[GIVEN MATERIAL]:
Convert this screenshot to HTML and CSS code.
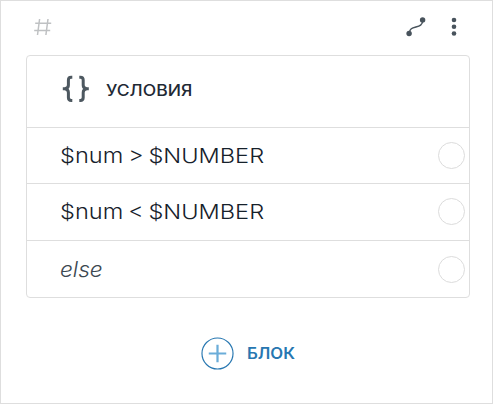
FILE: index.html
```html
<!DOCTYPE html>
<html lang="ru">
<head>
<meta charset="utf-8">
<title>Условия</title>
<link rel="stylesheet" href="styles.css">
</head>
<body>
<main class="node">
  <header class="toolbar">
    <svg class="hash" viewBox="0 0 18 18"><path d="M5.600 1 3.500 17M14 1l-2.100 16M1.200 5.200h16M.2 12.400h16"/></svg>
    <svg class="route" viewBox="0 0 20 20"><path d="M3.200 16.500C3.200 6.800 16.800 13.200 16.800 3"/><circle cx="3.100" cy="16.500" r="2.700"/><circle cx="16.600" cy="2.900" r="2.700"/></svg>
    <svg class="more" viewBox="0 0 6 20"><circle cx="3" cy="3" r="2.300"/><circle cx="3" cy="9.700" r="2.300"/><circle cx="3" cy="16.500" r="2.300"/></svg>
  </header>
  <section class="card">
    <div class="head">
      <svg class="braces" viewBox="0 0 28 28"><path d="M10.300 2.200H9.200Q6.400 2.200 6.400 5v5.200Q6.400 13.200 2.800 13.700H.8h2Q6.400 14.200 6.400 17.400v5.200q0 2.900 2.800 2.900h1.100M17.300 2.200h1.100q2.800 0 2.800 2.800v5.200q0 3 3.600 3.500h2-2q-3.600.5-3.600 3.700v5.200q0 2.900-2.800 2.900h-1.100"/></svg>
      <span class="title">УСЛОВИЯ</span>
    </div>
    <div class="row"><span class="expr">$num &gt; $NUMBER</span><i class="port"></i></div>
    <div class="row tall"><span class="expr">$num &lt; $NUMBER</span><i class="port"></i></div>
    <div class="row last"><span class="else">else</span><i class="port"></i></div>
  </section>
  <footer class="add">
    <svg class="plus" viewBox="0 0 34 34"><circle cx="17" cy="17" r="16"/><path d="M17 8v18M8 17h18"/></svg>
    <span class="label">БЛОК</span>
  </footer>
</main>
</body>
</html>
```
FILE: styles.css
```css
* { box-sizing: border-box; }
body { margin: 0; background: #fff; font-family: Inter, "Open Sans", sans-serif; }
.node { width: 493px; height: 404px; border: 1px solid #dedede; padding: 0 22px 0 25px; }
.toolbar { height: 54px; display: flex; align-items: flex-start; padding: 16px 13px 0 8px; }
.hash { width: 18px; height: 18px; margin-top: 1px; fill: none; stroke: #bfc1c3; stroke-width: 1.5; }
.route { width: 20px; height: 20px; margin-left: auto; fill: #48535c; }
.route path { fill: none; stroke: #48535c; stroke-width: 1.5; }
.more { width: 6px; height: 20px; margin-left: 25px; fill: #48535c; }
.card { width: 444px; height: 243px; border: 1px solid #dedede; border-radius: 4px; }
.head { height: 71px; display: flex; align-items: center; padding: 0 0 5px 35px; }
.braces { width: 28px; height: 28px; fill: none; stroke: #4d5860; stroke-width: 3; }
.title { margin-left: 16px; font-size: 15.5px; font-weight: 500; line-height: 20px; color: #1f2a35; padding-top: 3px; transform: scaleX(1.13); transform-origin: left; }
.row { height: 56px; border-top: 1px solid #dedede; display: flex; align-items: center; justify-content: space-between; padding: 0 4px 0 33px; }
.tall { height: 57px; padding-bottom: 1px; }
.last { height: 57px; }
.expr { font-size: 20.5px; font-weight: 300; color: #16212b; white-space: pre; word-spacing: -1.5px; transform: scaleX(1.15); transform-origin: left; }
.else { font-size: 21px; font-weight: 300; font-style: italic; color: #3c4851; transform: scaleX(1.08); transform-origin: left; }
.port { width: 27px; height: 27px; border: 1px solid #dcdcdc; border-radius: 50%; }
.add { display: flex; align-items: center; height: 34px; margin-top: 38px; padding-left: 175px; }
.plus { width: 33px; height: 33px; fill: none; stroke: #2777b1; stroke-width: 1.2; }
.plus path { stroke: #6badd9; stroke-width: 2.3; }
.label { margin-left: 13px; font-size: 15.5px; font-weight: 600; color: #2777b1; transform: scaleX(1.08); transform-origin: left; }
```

[SET EXERCISE]:
Omit the pictures and give the material again, exactly and in full.

[RESPONSE FOR THIS EXERCISE]:
Convert this screenshot to HTML and CSS code.
FILE: index.html
```html
<!DOCTYPE html>
<html lang="ru">
<head>
<meta charset="utf-8">
<title>Условия</title>
<link rel="stylesheet" href="styles.css">
</head>
<body>
<main class="node">
  <header class="toolbar">
    <svg class="hash" viewBox="0 0 18 18"><path d="M5.600 1 3.500 17M14 1l-2.100 16M1.200 5.200h16M.2 12.400h16"/></svg>
    <svg class="route" viewBox="0 0 20 20"><path d="M3.200 16.500C3.200 6.800 16.800 13.200 16.800 3"/><circle cx="3.100" cy="16.500" r="2.700"/><circle cx="16.600" cy="2.900" r="2.700"/></svg>
    <svg class="more" viewBox="0 0 6 20"><circle cx="3" cy="3" r="2.300"/><circle cx="3" cy="9.700" r="2.300"/><circle cx="3" cy="16.500" r="2.300"/></svg>
  </header>
  <section class="card">
    <div class="head">
      <svg class="braces" viewBox="0 0 28 28"><path d="M10.300 2.200H9.200Q6.400 2.200 6.400 5v5.200Q6.400 13.200 2.800 13.700H.8h2Q6.400 14.200 6.400 17.400v5.200q0 2.900 2.800 2.900h1.100M17.300 2.200h1.100q2.800 0 2.800 2.800v5.200q0 3 3.600 3.500h2-2q-3.600.5-3.600 3.700v5.200q0 2.900-2.800 2.900h-1.100"/></svg>
      <span class="title">УСЛОВИЯ</span>
    </div>
    <div class="row"><span class="expr">$num &gt; $NUMBER</span><i class="port"></i></div>
    <div class="row tall"><span class="expr">$num &lt; $NUMBER</span><i class="port"></i></div>
    <div class="row last"><span class="else">else</span><i class="port"></i></div>
  </section>
  <footer class="add">
    <svg class="plus" viewBox="0 0 34 34"><circle cx="17" cy="17" r="16"/><path d="M17 8v18M8 17h18"/></svg>
    <span class="label">БЛОК</span>
  </footer>
</main>
</body>
</html>
```
FILE: styles.css
```css
* { box-sizing: border-box; }
body { margin: 0; background: #fff; font-family: Inter, "Open Sans", sans-serif; }
.node { width: 493px; height: 404px; border: 1px solid #dedede; padding: 0 22px 0 25px; }
.toolbar { height: 54px; display: flex; align-items: flex-start; padding: 16px 13px 0 8px; }
.hash { width: 18px; height: 18px; margin-top: 1px; fill: none; stroke: #bfc1c3; stroke-width: 1.5; }
.route { width: 20px; height: 20px; margin-left: auto; fill: #48535c; }
.route path { fill: none; stroke: #48535c; stroke-width: 1.5; }
.more { width: 6px; height: 20px; margin-left: 25px; fill: #48535c; }
.card { width: 444px; height: 243px; border: 1px solid #dedede; border-radius: 4px; }
.head { height: 71px; display: flex; align-items: center; padding: 0 0 5px 35px; }
.braces { width: 28px; height: 28px; fill: none; stroke: #4d5860; stroke-width: 3; }
.title { margin-left: 16px; font-size: 15.5px; font-weight: 500; line-height: 20px; color: #1f2a35; padding-top: 3px; transform: scaleX(1.13); transform-origin: left; }
.row { height: 56px; border-top: 1px solid #dedede; display: flex; align-items: center; justify-content: space-between; padding: 0 4px 0 33px; }
.tall { height: 57px; padding-bottom: 1px; }
.last { height: 57px; }
.expr { font-size: 20.5px; font-weight: 300; color: #16212b; white-space: pre; word-spacing: -1.5px; transform: scaleX(1.15); transform-origin: left; }
.else { font-size: 21px; font-weight: 300; font-style: italic; color: #3c4851; transform: scaleX(1.08); transform-origin: left; }
.port { width: 27px; height: 27px; border: 1px solid #dcdcdc; border-radius: 50%; }
.add { display: flex; align-items: center; height: 34px; margin-top: 38px; padding-left: 175px; }
.plus { width: 33px; height: 33px; fill: none; stroke: #2777b1; stroke-width: 1.2; }
.plus path { stroke: #6badd9; stroke-width: 2.3; }
.label { margin-left: 13px; font-size: 15.5px; font-weight: 600; color: #2777b1; transform: scaleX(1.08); transform-origin: left; }
```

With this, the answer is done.